DATA PROVIDED
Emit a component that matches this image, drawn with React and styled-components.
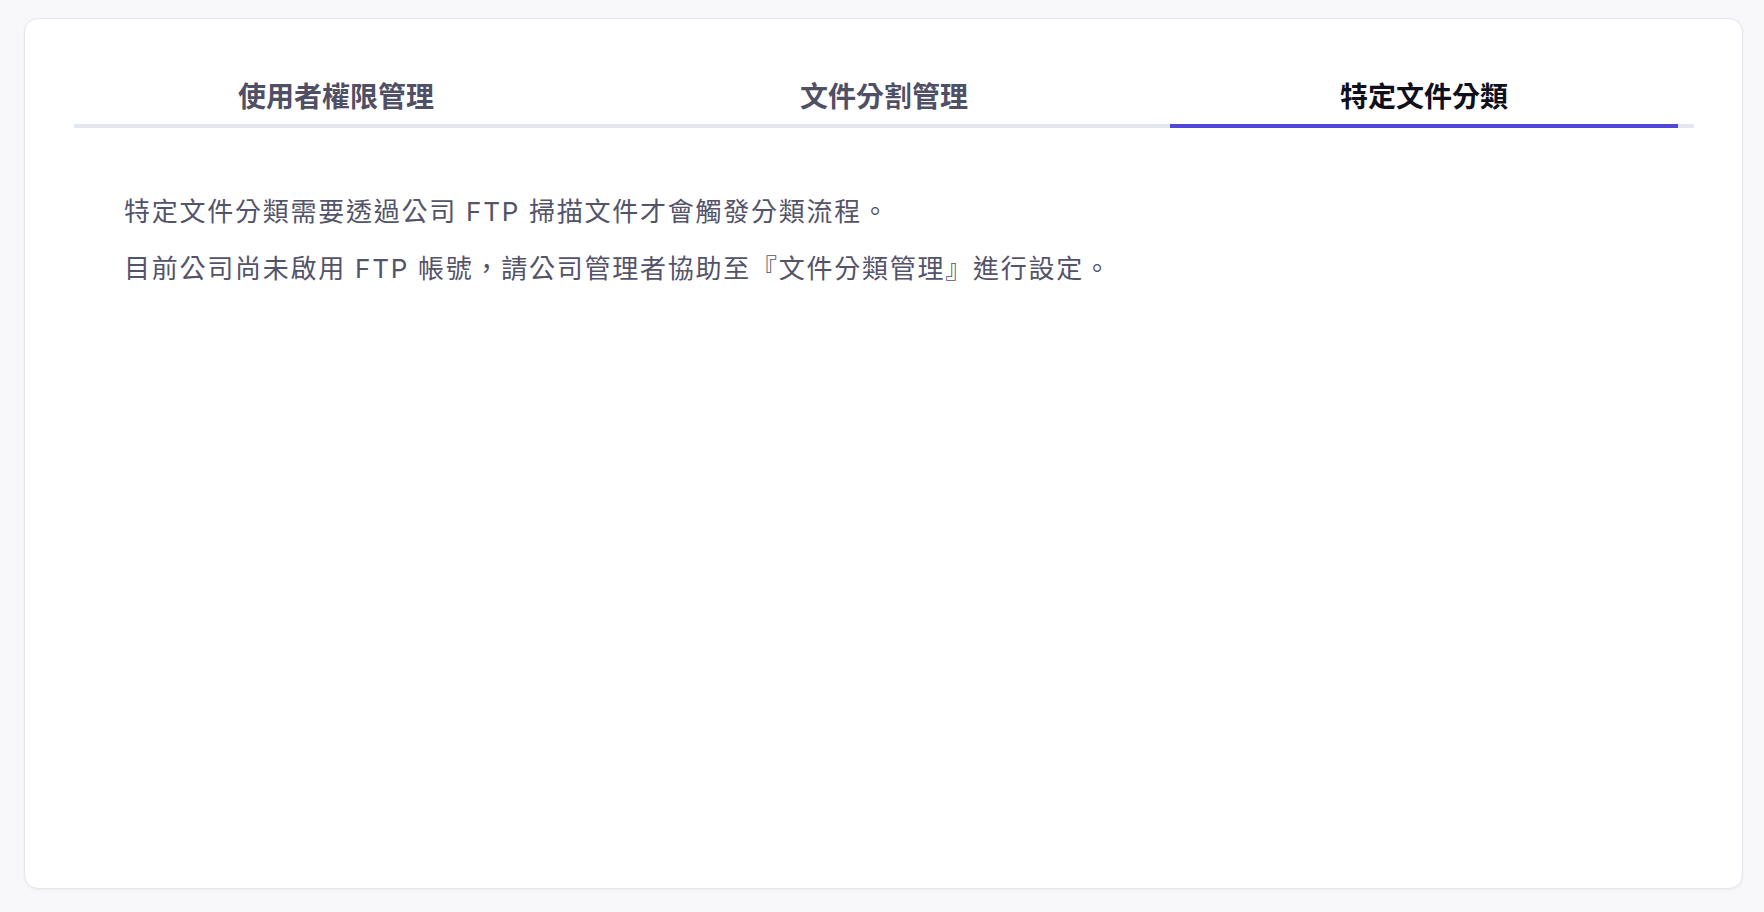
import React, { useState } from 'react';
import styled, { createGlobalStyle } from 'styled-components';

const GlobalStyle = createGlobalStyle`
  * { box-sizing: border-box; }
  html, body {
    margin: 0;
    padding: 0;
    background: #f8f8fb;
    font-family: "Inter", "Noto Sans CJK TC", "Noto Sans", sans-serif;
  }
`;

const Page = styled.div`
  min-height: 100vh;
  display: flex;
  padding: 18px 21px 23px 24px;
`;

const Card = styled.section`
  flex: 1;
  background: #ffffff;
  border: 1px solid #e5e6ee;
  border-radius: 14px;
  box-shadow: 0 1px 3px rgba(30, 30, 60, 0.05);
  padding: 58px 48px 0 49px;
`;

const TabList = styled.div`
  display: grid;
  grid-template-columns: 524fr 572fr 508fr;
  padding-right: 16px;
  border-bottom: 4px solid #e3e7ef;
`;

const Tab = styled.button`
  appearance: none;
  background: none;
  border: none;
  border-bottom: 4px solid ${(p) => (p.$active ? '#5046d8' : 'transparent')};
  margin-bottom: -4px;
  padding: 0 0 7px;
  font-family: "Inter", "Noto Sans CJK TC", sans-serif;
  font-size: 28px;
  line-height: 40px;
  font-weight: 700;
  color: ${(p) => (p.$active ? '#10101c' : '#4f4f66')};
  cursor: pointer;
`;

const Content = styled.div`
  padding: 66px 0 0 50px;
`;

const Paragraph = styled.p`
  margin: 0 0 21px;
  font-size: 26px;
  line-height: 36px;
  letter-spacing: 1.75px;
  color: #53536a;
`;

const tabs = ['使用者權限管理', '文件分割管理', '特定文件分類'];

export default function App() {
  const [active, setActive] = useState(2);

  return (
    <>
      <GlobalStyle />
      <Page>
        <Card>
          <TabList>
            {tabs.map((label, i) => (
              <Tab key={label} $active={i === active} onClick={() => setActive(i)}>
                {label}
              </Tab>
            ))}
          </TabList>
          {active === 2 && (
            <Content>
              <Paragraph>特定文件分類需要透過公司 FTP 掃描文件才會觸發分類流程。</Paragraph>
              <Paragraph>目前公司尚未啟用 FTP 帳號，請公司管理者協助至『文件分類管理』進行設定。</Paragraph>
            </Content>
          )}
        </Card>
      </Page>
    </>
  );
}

PROBLEM DETAILS
The data should be printed again unchanged; leave its pictures out.

WORKED ANSWER
Emit a component that matches this image, drawn with React and styled-components.
import React, { useState } from 'react';
import styled, { createGlobalStyle } from 'styled-components';

const GlobalStyle = createGlobalStyle`
  * { box-sizing: border-box; }
  html, body {
    margin: 0;
    padding: 0;
    background: #f8f8fb;
    font-family: "Inter", "Noto Sans CJK TC", "Noto Sans", sans-serif;
  }
`;

const Page = styled.div`
  min-height: 100vh;
  display: flex;
  padding: 18px 21px 23px 24px;
`;

const Card = styled.section`
  flex: 1;
  background: #ffffff;
  border: 1px solid #e5e6ee;
  border-radius: 14px;
  box-shadow: 0 1px 3px rgba(30, 30, 60, 0.05);
  padding: 58px 48px 0 49px;
`;

const TabList = styled.div`
  display: grid;
  grid-template-columns: 524fr 572fr 508fr;
  padding-right: 16px;
  border-bottom: 4px solid #e3e7ef;
`;

const Tab = styled.button`
  appearance: none;
  background: none;
  border: none;
  border-bottom: 4px solid ${(p) => (p.$active ? '#5046d8' : 'transparent')};
  margin-bottom: -4px;
  padding: 0 0 7px;
  font-family: "Inter", "Noto Sans CJK TC", sans-serif;
  font-size: 28px;
  line-height: 40px;
  font-weight: 700;
  color: ${(p) => (p.$active ? '#10101c' : '#4f4f66')};
  cursor: pointer;
`;

const Content = styled.div`
  padding: 66px 0 0 50px;
`;

const Paragraph = styled.p`
  margin: 0 0 21px;
  font-size: 26px;
  line-height: 36px;
  letter-spacing: 1.75px;
  color: #53536a;
`;

const tabs = ['使用者權限管理', '文件分割管理', '特定文件分類'];

export default function App() {
  const [active, setActive] = useState(2);

  return (
    <>
      <GlobalStyle />
      <Page>
        <Card>
          <TabList>
            {tabs.map((label, i) => (
              <Tab key={label} $active={i === active} onClick={() => setActive(i)}>
                {label}
              </Tab>
            ))}
          </TabList>
          {active === 2 && (
            <Content>
              <Paragraph>特定文件分類需要透過公司 FTP 掃描文件才會觸發分類流程。</Paragraph>
              <Paragraph>目前公司尚未啟用 FTP 帳號，請公司管理者協助至『文件分類管理』進行設定。</Paragraph>
            </Content>
          )}
        </Card>
      </Page>
    </>
  );
}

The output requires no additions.